[WHAT TO DO]: Transcribe everything in the data word for word. Pictures are left out.

═══

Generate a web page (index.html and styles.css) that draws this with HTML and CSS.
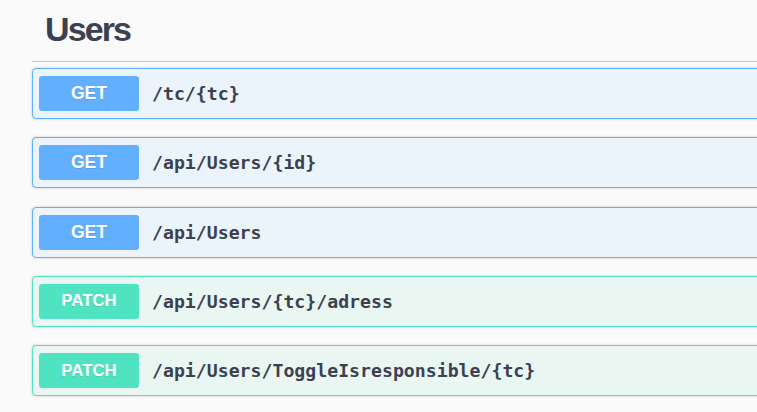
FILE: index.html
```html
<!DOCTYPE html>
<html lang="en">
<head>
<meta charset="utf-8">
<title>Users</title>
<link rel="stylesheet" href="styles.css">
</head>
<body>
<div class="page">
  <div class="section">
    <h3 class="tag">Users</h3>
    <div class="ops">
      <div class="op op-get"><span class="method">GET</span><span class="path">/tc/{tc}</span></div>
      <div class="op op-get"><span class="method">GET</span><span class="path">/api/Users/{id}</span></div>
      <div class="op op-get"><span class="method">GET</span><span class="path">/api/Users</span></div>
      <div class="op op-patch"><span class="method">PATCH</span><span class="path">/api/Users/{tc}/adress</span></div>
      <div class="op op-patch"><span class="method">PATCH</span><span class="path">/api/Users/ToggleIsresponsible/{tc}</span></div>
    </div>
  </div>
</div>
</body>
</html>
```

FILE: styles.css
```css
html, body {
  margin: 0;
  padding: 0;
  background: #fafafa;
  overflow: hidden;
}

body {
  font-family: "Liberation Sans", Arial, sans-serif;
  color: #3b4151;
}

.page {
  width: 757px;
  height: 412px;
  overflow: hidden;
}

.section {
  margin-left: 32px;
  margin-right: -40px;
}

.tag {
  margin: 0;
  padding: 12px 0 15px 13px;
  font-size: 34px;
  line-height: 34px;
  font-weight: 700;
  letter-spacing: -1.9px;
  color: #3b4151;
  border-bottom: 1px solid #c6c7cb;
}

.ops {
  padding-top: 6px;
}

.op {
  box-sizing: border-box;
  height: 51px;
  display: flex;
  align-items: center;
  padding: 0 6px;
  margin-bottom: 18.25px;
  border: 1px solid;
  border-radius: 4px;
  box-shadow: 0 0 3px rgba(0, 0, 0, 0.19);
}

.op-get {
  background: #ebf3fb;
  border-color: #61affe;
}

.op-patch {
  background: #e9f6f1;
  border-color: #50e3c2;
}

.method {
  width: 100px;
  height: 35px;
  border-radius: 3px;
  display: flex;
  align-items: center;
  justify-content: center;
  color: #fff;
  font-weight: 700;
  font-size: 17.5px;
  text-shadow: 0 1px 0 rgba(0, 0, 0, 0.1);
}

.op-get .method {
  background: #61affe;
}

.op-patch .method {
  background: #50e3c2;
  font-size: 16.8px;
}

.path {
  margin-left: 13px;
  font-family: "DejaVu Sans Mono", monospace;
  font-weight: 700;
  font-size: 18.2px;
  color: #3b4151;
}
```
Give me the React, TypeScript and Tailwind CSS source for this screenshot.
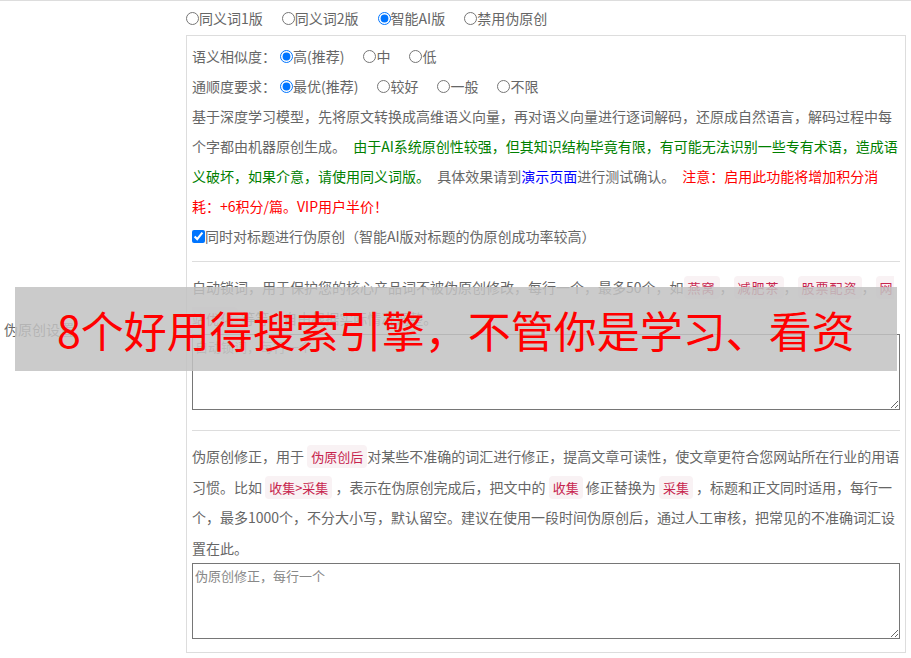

═══

[REPLY TO THE EXERCISE]:
Generate a web page (index.html and styles.css) that draws this with HTML and CSS.
FILE: index.html
```html
<!DOCTYPE html>
<html lang="en">
<head>
<meta charset="utf-8">
<title>Users</title>
<link rel="stylesheet" href="styles.css">
</head>
<body>
<div class="page">
  <div class="section">
    <h3 class="tag">Users</h3>
    <div class="ops">
      <div class="op op-get"><span class="method">GET</span><span class="path">/tc/{tc}</span></div>
      <div class="op op-get"><span class="method">GET</span><span class="path">/api/Users/{id}</span></div>
      <div class="op op-get"><span class="method">GET</span><span class="path">/api/Users</span></div>
      <div class="op op-patch"><span class="method">PATCH</span><span class="path">/api/Users/{tc}/adress</span></div>
      <div class="op op-patch"><span class="method">PATCH</span><span class="path">/api/Users/ToggleIsresponsible/{tc}</span></div>
    </div>
  </div>
</div>
</body>
</html>
```

FILE: styles.css
```css
html, body {
  margin: 0;
  padding: 0;
  background: #fafafa;
  overflow: hidden;
}

body {
  font-family: "Liberation Sans", Arial, sans-serif;
  color: #3b4151;
}

.page {
  width: 757px;
  height: 412px;
  overflow: hidden;
}

.section {
  margin-left: 32px;
  margin-right: -40px;
}

.tag {
  margin: 0;
  padding: 12px 0 15px 13px;
  font-size: 34px;
  line-height: 34px;
  font-weight: 700;
  letter-spacing: -1.9px;
  color: #3b4151;
  border-bottom: 1px solid #c6c7cb;
}

.ops {
  padding-top: 6px;
}

.op {
  box-sizing: border-box;
  height: 51px;
  display: flex;
  align-items: center;
  padding: 0 6px;
  margin-bottom: 18.25px;
  border: 1px solid;
  border-radius: 4px;
  box-shadow: 0 0 3px rgba(0, 0, 0, 0.19);
}

.op-get {
  background: #ebf3fb;
  border-color: #61affe;
}

.op-patch {
  background: #e9f6f1;
  border-color: #50e3c2;
}

.method {
  width: 100px;
  height: 35px;
  border-radius: 3px;
  display: flex;
  align-items: center;
  justify-content: center;
  color: #fff;
  font-weight: 700;
  font-size: 17.5px;
  text-shadow: 0 1px 0 rgba(0, 0, 0, 0.1);
}

.op-get .method {
  background: #61affe;
}

.op-patch .method {
  background: #50e3c2;
  font-size: 16.8px;
}

.path {
  margin-left: 13px;
  font-family: "DejaVu Sans Mono", monospace;
  font-weight: 700;
  font-size: 18.2px;
  color: #3b4151;
}
```
Give me the React, TypeScript and Tailwind CSS source for this screenshot.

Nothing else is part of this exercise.